In all this time I was torn between the annoyance of losing my sleep and the fascination of the sounds they could make. It was as if there was a genuine crime in progress, and some one was beeing brutally murdered. But that was never the case because after a while the fightings would start again.

(To those who would critizice me for not reporting wifebeating and abuse, I can only say it sounded like SHE was the angry one bringing on all the fighting and HE was living there. So I suppose there was a kind of common voluntary understanding here.)

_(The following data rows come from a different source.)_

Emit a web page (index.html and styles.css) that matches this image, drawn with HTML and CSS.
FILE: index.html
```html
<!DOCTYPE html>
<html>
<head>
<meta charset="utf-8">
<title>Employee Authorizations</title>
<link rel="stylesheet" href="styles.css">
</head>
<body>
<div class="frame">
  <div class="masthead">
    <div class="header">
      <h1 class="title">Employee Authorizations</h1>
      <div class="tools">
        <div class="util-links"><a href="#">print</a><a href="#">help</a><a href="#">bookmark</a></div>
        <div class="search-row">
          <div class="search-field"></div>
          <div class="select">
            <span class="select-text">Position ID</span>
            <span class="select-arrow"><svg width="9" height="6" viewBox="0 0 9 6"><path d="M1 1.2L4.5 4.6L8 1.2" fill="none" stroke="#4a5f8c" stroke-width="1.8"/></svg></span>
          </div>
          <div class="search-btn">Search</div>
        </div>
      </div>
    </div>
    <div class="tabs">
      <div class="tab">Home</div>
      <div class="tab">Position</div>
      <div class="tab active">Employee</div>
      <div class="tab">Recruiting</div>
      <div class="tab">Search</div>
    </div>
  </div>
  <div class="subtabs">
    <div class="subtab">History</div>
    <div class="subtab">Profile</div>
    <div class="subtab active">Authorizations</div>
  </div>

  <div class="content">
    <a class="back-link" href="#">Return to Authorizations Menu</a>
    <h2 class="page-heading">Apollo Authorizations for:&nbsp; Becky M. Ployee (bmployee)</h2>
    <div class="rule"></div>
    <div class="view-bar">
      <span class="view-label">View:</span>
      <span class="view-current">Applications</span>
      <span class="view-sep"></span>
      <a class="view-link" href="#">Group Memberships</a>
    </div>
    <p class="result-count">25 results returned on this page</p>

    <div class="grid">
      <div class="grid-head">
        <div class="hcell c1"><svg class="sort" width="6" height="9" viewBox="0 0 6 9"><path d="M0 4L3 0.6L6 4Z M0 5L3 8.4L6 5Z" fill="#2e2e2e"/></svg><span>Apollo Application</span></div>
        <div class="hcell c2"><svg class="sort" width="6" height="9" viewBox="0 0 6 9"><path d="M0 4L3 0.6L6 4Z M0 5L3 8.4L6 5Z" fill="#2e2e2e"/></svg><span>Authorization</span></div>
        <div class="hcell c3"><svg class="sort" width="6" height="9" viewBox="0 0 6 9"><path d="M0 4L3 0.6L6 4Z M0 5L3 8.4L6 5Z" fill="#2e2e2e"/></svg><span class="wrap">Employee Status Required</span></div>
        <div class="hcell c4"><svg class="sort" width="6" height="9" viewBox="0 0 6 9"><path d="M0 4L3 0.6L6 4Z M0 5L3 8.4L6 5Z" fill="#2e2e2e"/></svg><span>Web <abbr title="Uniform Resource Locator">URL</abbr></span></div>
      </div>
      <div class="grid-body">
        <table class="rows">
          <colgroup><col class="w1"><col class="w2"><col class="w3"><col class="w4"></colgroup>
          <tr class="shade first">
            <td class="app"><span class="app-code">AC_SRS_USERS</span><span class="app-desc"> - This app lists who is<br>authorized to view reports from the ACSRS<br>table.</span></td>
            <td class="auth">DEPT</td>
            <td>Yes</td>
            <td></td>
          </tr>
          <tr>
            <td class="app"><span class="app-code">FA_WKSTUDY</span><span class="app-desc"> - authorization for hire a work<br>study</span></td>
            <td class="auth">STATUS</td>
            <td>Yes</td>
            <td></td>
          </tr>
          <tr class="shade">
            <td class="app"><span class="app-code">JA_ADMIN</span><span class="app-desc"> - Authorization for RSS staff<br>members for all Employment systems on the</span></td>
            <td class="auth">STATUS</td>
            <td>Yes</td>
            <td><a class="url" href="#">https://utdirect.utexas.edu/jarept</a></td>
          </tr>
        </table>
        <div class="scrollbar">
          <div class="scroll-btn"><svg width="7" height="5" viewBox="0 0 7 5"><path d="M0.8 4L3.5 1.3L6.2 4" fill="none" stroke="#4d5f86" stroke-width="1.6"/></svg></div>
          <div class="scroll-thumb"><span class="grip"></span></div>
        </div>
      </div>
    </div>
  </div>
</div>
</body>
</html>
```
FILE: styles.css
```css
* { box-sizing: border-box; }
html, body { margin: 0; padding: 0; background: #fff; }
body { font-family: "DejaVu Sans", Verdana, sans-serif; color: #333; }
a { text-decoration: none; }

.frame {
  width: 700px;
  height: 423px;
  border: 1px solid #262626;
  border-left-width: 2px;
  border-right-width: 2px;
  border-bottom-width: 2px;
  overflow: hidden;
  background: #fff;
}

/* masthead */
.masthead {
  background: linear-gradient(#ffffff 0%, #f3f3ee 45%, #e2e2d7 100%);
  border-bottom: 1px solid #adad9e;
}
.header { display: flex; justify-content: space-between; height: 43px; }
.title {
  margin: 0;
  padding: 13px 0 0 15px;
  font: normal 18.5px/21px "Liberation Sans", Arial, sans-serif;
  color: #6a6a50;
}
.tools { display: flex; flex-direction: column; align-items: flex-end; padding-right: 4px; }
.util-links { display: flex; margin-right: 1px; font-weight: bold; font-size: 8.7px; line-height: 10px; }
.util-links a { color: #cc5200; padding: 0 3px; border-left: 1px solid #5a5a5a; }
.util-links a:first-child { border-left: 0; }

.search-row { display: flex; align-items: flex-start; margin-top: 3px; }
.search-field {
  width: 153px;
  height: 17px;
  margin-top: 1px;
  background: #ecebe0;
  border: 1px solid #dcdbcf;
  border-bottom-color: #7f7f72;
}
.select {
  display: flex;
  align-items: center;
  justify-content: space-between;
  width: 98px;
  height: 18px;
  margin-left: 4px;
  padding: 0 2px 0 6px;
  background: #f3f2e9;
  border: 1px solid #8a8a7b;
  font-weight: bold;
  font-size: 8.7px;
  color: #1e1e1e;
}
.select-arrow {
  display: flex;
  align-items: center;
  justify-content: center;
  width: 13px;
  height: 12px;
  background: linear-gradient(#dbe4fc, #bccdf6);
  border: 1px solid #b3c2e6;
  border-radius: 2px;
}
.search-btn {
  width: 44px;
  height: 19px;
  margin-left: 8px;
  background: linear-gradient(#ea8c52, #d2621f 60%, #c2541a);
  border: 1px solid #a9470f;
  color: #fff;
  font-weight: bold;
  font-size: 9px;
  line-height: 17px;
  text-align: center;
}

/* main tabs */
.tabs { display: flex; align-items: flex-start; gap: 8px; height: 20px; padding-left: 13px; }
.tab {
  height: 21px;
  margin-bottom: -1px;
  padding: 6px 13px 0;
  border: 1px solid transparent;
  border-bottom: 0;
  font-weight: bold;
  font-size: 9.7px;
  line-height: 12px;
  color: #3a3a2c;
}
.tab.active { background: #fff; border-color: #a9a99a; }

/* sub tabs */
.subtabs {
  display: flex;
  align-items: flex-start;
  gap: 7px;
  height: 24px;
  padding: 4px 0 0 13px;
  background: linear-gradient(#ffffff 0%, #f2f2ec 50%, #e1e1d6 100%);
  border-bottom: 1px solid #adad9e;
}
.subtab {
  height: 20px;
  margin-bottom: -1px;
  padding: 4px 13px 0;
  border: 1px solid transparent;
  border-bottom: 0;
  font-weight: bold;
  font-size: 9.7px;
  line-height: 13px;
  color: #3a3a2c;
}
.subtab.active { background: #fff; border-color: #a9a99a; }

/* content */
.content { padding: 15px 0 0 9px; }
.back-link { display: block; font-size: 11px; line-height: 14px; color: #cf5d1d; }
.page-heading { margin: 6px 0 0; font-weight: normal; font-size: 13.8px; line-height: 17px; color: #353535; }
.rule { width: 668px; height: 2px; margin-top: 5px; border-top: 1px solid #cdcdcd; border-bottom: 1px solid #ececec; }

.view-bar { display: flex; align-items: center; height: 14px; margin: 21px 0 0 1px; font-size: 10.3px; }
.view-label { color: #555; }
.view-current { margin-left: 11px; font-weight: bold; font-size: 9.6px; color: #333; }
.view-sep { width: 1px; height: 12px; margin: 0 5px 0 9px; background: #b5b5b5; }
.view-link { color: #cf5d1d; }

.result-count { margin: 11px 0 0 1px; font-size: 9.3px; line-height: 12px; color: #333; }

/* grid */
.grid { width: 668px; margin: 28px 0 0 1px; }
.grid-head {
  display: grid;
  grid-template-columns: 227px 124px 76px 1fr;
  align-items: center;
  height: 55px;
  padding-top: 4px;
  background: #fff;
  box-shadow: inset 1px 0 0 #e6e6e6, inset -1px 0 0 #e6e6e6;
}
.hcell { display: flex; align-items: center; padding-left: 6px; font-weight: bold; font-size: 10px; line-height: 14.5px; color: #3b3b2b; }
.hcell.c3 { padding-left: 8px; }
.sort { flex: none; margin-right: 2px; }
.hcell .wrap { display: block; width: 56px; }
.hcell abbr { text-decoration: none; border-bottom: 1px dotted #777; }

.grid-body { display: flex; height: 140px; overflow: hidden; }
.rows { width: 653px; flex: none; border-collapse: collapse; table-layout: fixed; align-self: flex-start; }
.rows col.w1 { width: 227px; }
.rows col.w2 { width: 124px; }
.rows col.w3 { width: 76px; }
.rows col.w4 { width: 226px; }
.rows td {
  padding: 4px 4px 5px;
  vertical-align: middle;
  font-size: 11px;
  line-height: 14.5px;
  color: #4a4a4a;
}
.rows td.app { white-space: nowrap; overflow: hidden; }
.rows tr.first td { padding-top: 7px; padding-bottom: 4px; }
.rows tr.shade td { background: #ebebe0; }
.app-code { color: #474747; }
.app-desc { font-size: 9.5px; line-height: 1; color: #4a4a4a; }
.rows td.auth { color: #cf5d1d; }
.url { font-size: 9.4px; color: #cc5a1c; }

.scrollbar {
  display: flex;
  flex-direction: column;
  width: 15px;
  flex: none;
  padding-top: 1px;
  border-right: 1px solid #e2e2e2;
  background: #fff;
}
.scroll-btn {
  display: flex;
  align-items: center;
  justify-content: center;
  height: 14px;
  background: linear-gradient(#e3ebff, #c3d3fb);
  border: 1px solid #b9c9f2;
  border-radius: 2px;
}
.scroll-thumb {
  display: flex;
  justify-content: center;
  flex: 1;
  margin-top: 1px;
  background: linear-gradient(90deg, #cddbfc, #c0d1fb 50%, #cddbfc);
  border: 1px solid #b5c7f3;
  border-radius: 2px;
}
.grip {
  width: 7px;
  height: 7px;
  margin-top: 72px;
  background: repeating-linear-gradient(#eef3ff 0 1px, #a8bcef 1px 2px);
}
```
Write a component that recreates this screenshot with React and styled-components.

In fact I decided to record them so I had some sounds of domestic disturbance. But at I had to loan a high quality recorder from my workplace. When I came around to bring one home, it was was all quite and peaceful for weeks. When I finally returned the recorder back, she moved back in and the fightings took on again. I would bring the recorder back home and again it was all peaceful etc.etc. Now I have a new more docile neighbour and I never got the old ones on tape, shame!

Peter Henningsen



I am immediately put in mind of the underground classic 'Shut Up Little Man,' unauthorized recordings made by someone in the lower Haight (as I recall) here in San Francisco of the deeply dysfunctional relationship between his substance abusing neighbors. >> Shut up, Little Man!
My copy of the original pressing of this CD has long since passed into other
hands, but hmmm I see they are still for sale...


Aaron Xim





You can buy Shut up, Little Man! at Amazon




In my apartment there is this enormously
old, huge, power consuming fridge that, once it starts running, rattles pretty heavy; and when it switches of, the whole fridge and everything inside and on top of it is shaking.

I disliked the fridge from day one when I moved in, because it is really really really loud persistent and annoying.

Eventually there came along this one post production where for one of the locations a fridge like mine was even in the picture. So I recorded my fridge extensively and spent quite some "active listening time" with editing these sounds.

After all this time with my fridge rattling in the edit suit and on the mixing stage, by now at home he became like a good old friend. When he starts, I smile and think "there you go baby, you just say what you have to say" and I'm sure to be sad when he breaks down and we get a new one..

- mind that over times, the fridge turned from "it" to "he" ;)

Johanna Herr


After many a long work day and night I have actually tried to apple z my alarm clock, (no joke) and I even apple s'd a radio station I had stumbled onto while driving.. Strange people we are..

A friend told me the story of standing in front of the fridge at her parent's place, asking her mom under which directory she saved the blue cheese...

"phlizmo"


In 1979 I did a temp job moving
a music store to a new location. The owner thought that he could use a powered hand truck all by himself to move a piano down a flight of stairs. He lost control of it. I wish that I had been able to record the sound of a $5,000 upright piano tumbling down the stairs, hitting the upright beam at the bottom of the stairs and being dashed to a thousand pieces!

Uncle Bob


I find myself looking for red squiggles under my handwritten text to ensure I didn't make any spelling mistakes. :-) Seriously.

Jory K. Prum


I had a similar situation in college.
I was in the percussion department, and we were moving a large, very expensive marimba down some stairs. The guys on the bottom end lost their grip, and it went crashing down. It sounded SO cool, but got is in SO much trouble. The good thing after that was, I never had to move a marimba again.